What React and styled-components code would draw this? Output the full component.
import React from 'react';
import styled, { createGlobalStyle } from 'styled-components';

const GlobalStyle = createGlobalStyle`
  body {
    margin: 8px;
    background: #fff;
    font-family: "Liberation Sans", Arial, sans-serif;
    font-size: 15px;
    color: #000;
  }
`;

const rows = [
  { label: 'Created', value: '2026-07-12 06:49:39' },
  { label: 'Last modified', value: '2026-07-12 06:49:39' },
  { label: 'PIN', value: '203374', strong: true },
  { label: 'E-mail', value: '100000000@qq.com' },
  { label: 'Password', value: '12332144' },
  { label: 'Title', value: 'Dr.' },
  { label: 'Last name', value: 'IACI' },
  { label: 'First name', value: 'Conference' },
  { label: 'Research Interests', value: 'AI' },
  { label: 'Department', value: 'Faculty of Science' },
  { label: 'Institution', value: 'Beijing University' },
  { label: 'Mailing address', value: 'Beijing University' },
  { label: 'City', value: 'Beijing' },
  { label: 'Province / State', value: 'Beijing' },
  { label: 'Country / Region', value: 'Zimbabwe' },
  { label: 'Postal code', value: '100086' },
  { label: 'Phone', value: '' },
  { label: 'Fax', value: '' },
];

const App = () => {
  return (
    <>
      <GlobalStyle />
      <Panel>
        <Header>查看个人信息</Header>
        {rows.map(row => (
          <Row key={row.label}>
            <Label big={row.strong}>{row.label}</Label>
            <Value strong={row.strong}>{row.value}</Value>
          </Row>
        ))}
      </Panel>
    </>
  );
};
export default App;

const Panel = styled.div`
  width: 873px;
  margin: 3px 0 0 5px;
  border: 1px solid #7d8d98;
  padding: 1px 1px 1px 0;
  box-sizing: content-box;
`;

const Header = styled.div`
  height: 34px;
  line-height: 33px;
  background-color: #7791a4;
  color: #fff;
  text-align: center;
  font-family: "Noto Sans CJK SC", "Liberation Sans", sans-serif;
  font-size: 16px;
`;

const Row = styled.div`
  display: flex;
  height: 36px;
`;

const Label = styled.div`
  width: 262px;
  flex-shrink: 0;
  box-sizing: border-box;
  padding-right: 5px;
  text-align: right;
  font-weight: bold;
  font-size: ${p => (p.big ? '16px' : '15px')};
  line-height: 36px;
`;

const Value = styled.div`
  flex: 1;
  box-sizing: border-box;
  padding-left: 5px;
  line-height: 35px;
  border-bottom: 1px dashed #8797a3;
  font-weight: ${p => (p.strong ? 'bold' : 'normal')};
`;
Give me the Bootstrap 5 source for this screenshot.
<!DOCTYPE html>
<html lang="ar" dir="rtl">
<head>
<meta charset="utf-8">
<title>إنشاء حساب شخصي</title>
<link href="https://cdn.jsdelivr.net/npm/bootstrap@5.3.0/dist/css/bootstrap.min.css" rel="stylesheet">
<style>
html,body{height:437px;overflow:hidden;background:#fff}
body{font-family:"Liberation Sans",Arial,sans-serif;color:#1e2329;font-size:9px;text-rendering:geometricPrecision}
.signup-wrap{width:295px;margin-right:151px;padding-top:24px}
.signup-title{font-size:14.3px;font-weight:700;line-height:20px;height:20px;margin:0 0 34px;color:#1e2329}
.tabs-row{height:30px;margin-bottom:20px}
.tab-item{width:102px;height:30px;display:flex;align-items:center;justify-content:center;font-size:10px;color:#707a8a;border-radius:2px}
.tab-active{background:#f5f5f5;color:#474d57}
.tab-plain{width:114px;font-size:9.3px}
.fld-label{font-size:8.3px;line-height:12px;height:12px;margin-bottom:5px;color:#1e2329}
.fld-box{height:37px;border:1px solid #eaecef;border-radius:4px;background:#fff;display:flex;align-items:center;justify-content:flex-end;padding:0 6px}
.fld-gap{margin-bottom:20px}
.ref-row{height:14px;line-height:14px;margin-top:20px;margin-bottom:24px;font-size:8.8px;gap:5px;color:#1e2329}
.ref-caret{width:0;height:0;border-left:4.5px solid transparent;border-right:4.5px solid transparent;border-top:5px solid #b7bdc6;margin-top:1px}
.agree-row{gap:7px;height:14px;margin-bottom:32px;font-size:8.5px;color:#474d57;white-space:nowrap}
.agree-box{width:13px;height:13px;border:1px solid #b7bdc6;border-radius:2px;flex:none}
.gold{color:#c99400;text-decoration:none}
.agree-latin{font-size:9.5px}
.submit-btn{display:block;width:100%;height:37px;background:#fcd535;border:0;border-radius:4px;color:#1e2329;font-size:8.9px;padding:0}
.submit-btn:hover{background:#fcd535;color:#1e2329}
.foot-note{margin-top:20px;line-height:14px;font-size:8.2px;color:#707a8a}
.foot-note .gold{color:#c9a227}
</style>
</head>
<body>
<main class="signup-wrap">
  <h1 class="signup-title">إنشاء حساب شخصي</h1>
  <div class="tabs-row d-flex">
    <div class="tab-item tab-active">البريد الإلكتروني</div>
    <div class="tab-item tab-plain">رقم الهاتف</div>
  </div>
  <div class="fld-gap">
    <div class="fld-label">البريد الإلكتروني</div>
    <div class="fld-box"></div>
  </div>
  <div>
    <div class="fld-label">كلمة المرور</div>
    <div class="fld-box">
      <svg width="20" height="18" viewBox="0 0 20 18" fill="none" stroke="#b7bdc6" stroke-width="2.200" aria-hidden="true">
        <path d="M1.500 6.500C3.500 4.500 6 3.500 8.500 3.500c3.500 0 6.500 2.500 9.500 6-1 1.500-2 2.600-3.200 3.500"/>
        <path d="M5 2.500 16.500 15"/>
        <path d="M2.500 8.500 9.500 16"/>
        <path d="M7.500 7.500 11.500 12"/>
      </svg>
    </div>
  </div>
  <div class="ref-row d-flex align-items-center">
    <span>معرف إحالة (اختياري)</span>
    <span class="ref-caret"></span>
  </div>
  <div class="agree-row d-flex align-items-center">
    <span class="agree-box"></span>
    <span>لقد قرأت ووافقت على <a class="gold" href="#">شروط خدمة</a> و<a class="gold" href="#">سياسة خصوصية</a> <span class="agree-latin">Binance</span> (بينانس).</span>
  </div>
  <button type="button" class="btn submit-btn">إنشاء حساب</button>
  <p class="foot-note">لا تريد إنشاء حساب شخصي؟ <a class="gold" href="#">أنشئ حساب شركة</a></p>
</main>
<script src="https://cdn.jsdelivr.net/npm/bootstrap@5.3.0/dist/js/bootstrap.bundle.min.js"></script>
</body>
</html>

**The task**:
Gather from the data above every line with the string "this".

**The reply**:
What React and styled-components code would draw this? Output the full component.
Give me the Bootstrap 5 source for this screenshot.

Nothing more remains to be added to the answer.